In continuation of some earlier thoughts …
If the faith is going to find a natural point of integration with music, it will be not in the brute features of pitch and rhythm, of sequence and development. It’s natural point of integration will likely be found at the point where the human experience intersects with those brute features: there may be no such thing as “Christian Music”, but there might be such a thing as a “Christian Musician”. I’ve suggested three areas where I think holding to a Christian worldview might influence how we think about being a musician. The first pertains to the ethics of participation.
There are very few amoral acts. By amoral, I don’t mean immoral, I mean truly amoral, without any sort of moral weight. In a view that sees the world as a holistically intertwined place, where the imperator dei sustains all of creation, there are very few acts of human will that stand neutral to the will of God. This kind of holistic view makes it incumbent on us to evaluate our actions both in light of their individual moral weight, and also in their context as acts with persistent connection to other acts and consequences.
For the Christian musician, this gives rise to a particularly difficult set of questions about the moral weight of creative acts in the midst of larger projects. Let me state the problem in the traditional way: by hoisting it up on the wooded spit of an Aristotelian syllogism. Like all good philosophical questions, it’s beautiful and simple in the abstract.
- Premise 1: Participants in a project bear responsibility for the outcome of the project.
- Premise 2: Some creative projects have a negative moral outcome.
- Conclusion: Participants in projects with negative moral outcomes bear responsibility for those outcomes.
Premise 1 doesn’t require much defense, except to say that the degree of responsibility can be conditioned by any number of things: foreknowledge of the outcome, intent of the participant, degree of participation, kind of participation. The guy who greases the chain on the chain-saw before it leaves the factory doesn’t really bear any responsibility for the crazy man who uses it to terrorize his neighbors in a small fishing village in Oregon. He is justifiably ignorant of the potential outcome, and has no malicious intent in greasing the chain. The man who sells the chain-saw to the crazy-eyed drunk man with foaming flecks spewing from his lips, muttering angry threats against his neighbors, he obviously bears more responsibility. Even though he had no malicious intent, there were foreseeable consequences to his act of making the sale.

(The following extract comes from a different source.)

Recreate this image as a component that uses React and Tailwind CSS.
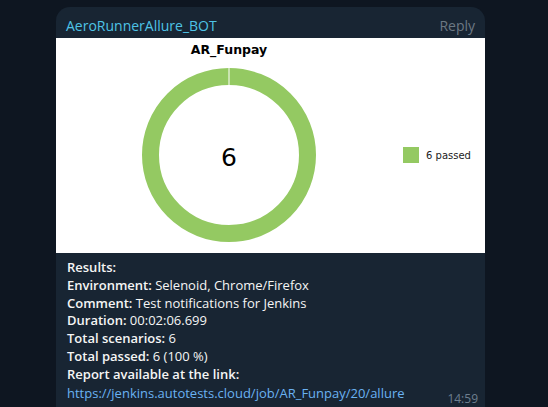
const lines = [
  { label: "Results:", value: "" },
  { label: "Environment:", value: " Selenoid, Chrome/Firefox" },
  { label: "Comment:", value: " Test notifications for Jenkins" },
  { label: "Duration:", value: " 00:02:06.699" },
  { label: "Total scenarios:", value: " 6" },
  { label: "Total passed:", value: " 6 (100 %)" },
  { label: "Report available at the link:", value: "" },
];

function Chart() {
  return (
    <svg width="429" height="215" viewBox="0 0 429 215" className="block">
      <text
        x="173"
        y="16"
        textAnchor="middle"
        fontFamily="DejaVu Sans, sans-serif"
        fontWeight="bold"
        fontSize="12.5"
        fill="#000"
      >
        AR_Funpay
      </text>
      <circle cx="173" cy="117" r="78.5" fill="none" stroke="#94c962" strokeWidth="17" />
      <line x1="173" y1="29" x2="173" y2="48" stroke="#fff" strokeWidth="1" />
      <text
        x="173"
        y="128"
        textAnchor="middle"
        fontFamily="DejaVu Sans, sans-serif"
        fontSize="25"
        fill="#000"
      >
        6
      </text>
      <rect x="347" y="109" width="16" height="16" fill="#94c962" />
      <text x="370" y="121" fontFamily="DejaVu Sans, sans-serif" fontSize="10" fill="#222">
        6 passed
      </text>
    </svg>
  );
}

export default function App() {
  return (
    <div className="h-[407px] w-[548px] overflow-hidden bg-[#0e1621] pt-[7px] pl-[56px] font-['Open_Sans',sans-serif]">
      <div className="w-[429px] h-[420px] rounded-t-[14px] rounded-br-[14px] bg-[#182533]">
        <div className="flex h-[31px] items-center justify-between pl-[10px] pr-[10px] pt-[5px]">
          <span className="text-[14px] font-medium text-[#4ec3e6]">AeroRunnerAllure_BOT</span>
          <span className="text-[14px] text-[#6c7883]">Reply</span>
        </div>
        <div className="bg-white">
          <Chart />
        </div>
        <div className="relative px-[11px] pt-[6px] text-[13px] leading-[17.8px] text-[#f5f5f5]">
          {lines.map((l) => (
            <div key={l.label}>
              <span className="font-semibold">{l.label}</span>
              {l.value}
            </div>
          ))}
          <div className="flex items-end justify-between pt-[1px]">
            <span className="text-[#6ab2f2]">https://jenkins.autotests.cloud/job/AR_Funpay/20/allure</span>
            <span className="relative top-[5px] -mr-[4px] text-[12px] text-[#6d7f8f]">14:59</span>
          </div>
        </div>
      </div>
    </div>
  );
}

Premise 2, that some creative projects have negative moral outcomes, might require a little more convincing, but let me make an absurdly extreme case in order to make my point. Suppose that an artist came to you with a song they had written, and asked you to sing the backing vocals for the song. The chorus of the song is “We’ve got to kill all the Hittites, kill all the Hittites, come on everybody, kill all the Hittites.” Now, you happen to live in a neighborhood that has both Hittites and Amorites, and you know that the racial tensions between the two are running pretty high, so this song makes you nervous. You think that people might take it seriously, and that it might stoke some of the more excitable Amorites to start rioting against the Hittites.
Then he hands you the lyrics to the bridge, which are, “Everybody, come over to my house this Thursday at 8PM, I’ll have flaming torches and beer, we’ll burn those Hittites out, burn them out, burn them out. Everybody come over to my house, I live at 321 Maple, turn left at the 7-11, and it’s just past the 3rd speed bump on the right, we’re going to kill all the Hittites.” All of the sudden, it’s gone from protest song, to specific instructions for when and where to riot.
Obviously, this little project that you’ve been roped into has some foreseeable negative moral outcomes. You might find it hard to sing these words, knowing that they might be the cause of misery and suffering as the racial tensions in your neighborhood ignite into full-scale rioting. You might decide to bow out of the project on that basis.
So far, we’ve said nothing about music. We’re talking about the moral weight of the words, the intent of the artists, and the foreseeable consequences of singing those words. At this point, I want to assert again, as I did in my first post, and as Phil continues to do, that Music is not the sort of thing that we can assign moral value to when it is divorced from context. Any moral or spiritual weight that is attached to it is a kind of cultural sentimentality, a corporate response to the associations we’ve constructed. It’s not inherent to the music itself.
So here’s my question: how do we evaluate our participation in a project with a negative moral outcome, when our contribution to it is morally neutral, or even morally good? Suppose you aren’t singing the backing vocals to the song; suppose you’re playing guitar. There’s nothing evil about the notes you’re playing (unless you’re Bobby), and maybe the money from the recording session will be used to buy insulin for your 6 diabetic foster kids.
If there are participants in a creative work where their contribution is morally neutral, their intent is morally good, but the project is morally negative, do we still reach the same conclusion about the responsibility of the participant?
This is a particularly Christian sort of dilemma for two reasons; first, because of the holistic nature of the Christian moral view. We find it difficult to slough off our obligation to investigate the moral consequences of our actions, particular of our complex actions. Secondly, an orthodox Christian spirituality doesn’t allow for simplistic reclusion. We are people in the world, and we are immeshed participants in it. Our actions are persistently bound up with the actions of others who do not share our same value, goals, or convictions.
How should we think about our participation in creative works?